[Start of Task material]
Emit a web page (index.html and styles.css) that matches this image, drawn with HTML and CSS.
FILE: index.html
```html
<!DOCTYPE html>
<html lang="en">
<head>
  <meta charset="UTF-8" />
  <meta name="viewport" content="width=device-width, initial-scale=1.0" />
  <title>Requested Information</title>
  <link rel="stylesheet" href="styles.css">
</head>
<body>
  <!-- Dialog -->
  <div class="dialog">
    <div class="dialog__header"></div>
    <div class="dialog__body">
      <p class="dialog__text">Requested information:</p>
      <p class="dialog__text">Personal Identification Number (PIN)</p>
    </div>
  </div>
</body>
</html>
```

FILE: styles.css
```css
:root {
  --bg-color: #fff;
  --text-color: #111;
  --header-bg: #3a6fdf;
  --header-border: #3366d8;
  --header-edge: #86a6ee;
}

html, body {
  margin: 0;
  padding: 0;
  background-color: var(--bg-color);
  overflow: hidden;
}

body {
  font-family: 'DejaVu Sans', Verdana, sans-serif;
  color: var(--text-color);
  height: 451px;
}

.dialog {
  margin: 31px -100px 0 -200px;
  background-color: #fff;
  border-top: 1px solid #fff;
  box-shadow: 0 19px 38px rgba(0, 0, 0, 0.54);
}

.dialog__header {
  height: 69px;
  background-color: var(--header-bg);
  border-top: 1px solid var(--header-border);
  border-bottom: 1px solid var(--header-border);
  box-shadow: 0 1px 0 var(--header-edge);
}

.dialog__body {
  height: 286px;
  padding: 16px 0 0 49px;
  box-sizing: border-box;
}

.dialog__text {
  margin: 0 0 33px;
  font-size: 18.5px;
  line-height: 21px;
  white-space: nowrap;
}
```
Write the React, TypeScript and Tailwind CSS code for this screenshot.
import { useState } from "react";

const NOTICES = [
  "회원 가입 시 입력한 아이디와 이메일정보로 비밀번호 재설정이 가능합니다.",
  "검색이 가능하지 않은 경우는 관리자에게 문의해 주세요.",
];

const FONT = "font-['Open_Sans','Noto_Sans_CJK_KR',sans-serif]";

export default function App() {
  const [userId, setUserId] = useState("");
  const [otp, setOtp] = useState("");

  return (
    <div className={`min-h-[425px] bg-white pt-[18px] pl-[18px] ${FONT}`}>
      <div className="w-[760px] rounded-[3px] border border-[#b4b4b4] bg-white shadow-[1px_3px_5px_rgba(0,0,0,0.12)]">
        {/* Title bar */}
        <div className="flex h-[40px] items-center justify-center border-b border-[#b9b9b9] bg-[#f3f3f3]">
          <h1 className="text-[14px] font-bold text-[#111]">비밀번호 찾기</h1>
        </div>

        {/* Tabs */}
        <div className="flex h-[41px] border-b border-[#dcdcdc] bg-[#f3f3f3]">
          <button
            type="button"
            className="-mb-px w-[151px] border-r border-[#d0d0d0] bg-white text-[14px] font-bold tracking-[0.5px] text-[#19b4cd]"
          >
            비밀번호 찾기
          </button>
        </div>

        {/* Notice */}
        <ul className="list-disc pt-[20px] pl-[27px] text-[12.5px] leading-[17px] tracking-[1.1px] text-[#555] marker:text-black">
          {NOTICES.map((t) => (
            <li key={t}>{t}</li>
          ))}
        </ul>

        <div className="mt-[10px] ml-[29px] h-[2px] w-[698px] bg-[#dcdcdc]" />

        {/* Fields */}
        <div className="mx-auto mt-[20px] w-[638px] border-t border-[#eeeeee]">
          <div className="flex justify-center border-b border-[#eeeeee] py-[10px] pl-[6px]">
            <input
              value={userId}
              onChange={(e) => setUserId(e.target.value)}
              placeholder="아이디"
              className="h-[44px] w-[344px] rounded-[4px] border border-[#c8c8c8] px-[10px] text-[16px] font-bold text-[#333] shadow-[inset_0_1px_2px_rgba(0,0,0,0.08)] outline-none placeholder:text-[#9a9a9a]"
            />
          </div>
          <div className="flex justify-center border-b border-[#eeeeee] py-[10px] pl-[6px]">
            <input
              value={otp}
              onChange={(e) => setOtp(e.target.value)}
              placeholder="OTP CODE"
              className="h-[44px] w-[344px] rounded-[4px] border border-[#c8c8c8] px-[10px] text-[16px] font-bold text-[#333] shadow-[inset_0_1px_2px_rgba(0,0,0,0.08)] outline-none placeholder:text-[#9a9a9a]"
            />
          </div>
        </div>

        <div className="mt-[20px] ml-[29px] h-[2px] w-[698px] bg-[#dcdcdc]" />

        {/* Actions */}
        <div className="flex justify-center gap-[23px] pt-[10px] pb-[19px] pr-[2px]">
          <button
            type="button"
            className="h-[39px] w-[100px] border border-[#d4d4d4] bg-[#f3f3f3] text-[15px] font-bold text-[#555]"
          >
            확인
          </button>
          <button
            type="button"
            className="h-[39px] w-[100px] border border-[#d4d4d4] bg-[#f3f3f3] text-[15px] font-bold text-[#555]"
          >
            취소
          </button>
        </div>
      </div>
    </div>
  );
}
[End of Task material]
[Work to do] All of the data above should be transcribed exactly.

[Expected output]
Emit a web page (index.html and styles.css) that matches this image, drawn with HTML and CSS.
FILE: index.html
```html
<!DOCTYPE html>
<html lang="en">
<head>
  <meta charset="UTF-8" />
  <meta name="viewport" content="width=device-width, initial-scale=1.0" />
  <title>Requested Information</title>
  <link rel="stylesheet" href="styles.css">
</head>
<body>
  <!-- Dialog -->
  <div class="dialog">
    <div class="dialog__header"></div>
    <div class="dialog__body">
      <p class="dialog__text">Requested information:</p>
      <p class="dialog__text">Personal Identification Number (PIN)</p>
    </div>
  </div>
</body>
</html>
```

FILE: styles.css
```css
:root {
  --bg-color: #fff;
  --text-color: #111;
  --header-bg: #3a6fdf;
  --header-border: #3366d8;
  --header-edge: #86a6ee;
}

html, body {
  margin: 0;
  padding: 0;
  background-color: var(--bg-color);
  overflow: hidden;
}

body {
  font-family: 'DejaVu Sans', Verdana, sans-serif;
  color: var(--text-color);
  height: 451px;
}

.dialog {
  margin: 31px -100px 0 -200px;
  background-color: #fff;
  border-top: 1px solid #fff;
  box-shadow: 0 19px 38px rgba(0, 0, 0, 0.54);
}

.dialog__header {
  height: 69px;
  background-color: var(--header-bg);
  border-top: 1px solid var(--header-border);
  border-bottom: 1px solid var(--header-border);
  box-shadow: 0 1px 0 var(--header-edge);
}

.dialog__body {
  height: 286px;
  padding: 16px 0 0 49px;
  box-sizing: border-box;
}

.dialog__text {
  margin: 0 0 33px;
  font-size: 18.5px;
  line-height: 21px;
  white-space: nowrap;
}
```
Write the React, TypeScript and Tailwind CSS code for this screenshot.
import { useState } from "react";

const NOTICES = [
  "회원 가입 시 입력한 아이디와 이메일정보로 비밀번호 재설정이 가능합니다.",
  "검색이 가능하지 않은 경우는 관리자에게 문의해 주세요.",
];

const FONT = "font-['Open_Sans','Noto_Sans_CJK_KR',sans-serif]";

export default function App() {
  const [userId, setUserId] = useState("");
  const [otp, setOtp] = useState("");

  return (
    <div className={`min-h-[425px] bg-white pt-[18px] pl-[18px] ${FONT}`}>
      <div className="w-[760px] rounded-[3px] border border-[#b4b4b4] bg-white shadow-[1px_3px_5px_rgba(0,0,0,0.12)]">
        {/* Title bar */}
        <div className="flex h-[40px] items-center justify-center border-b border-[#b9b9b9] bg-[#f3f3f3]">
          <h1 className="text-[14px] font-bold text-[#111]">비밀번호 찾기</h1>
        </div>

        {/* Tabs */}
        <div className="flex h-[41px] border-b border-[#dcdcdc] bg-[#f3f3f3]">
          <button
            type="button"
            className="-mb-px w-[151px] border-r border-[#d0d0d0] bg-white text-[14px] font-bold tracking-[0.5px] text-[#19b4cd]"
          >
            비밀번호 찾기
          </button>
        </div>

        {/* Notice */}
        <ul className="list-disc pt-[20px] pl-[27px] text-[12.5px] leading-[17px] tracking-[1.1px] text-[#555] marker:text-black">
          {NOTICES.map((t) => (
            <li key={t}>{t}</li>
          ))}
        </ul>

        <div className="mt-[10px] ml-[29px] h-[2px] w-[698px] bg-[#dcdcdc]" />

        {/* Fields */}
        <div className="mx-auto mt-[20px] w-[638px] border-t border-[#eeeeee]">
          <div className="flex justify-center border-b border-[#eeeeee] py-[10px] pl-[6px]">
            <input
              value={userId}
              onChange={(e) => setUserId(e.target.value)}
              placeholder="아이디"
              className="h-[44px] w-[344px] rounded-[4px] border border-[#c8c8c8] px-[10px] text-[16px] font-bold text-[#333] shadow-[inset_0_1px_2px_rgba(0,0,0,0.08)] outline-none placeholder:text-[#9a9a9a]"
            />
          </div>
          <div className="flex justify-center border-b border-[#eeeeee] py-[10px] pl-[6px]">
            <input
              value={otp}
              onChange={(e) => setOtp(e.target.value)}
              placeholder="OTP CODE"
              className="h-[44px] w-[344px] rounded-[4px] border border-[#c8c8c8] px-[10px] text-[16px] font-bold text-[#333] shadow-[inset_0_1px_2px_rgba(0,0,0,0.08)] outline-none placeholder:text-[#9a9a9a]"
            />
          </div>
        </div>

        <div className="mt-[20px] ml-[29px] h-[2px] w-[698px] bg-[#dcdcdc]" />

        {/* Actions */}
        <div className="flex justify-center gap-[23px] pt-[10px] pb-[19px] pr-[2px]">
          <button
            type="button"
            className="h-[39px] w-[100px] border border-[#d4d4d4] bg-[#f3f3f3] text-[15px] font-bold text-[#555]"
          >
            확인
          </button>
          <button
            type="button"
            className="h-[39px] w-[100px] border border-[#d4d4d4] bg-[#f3f3f3] text-[15px] font-bold text-[#555]"
          >
            취소
          </button>
        </div>
      </div>
    </div>
  );
}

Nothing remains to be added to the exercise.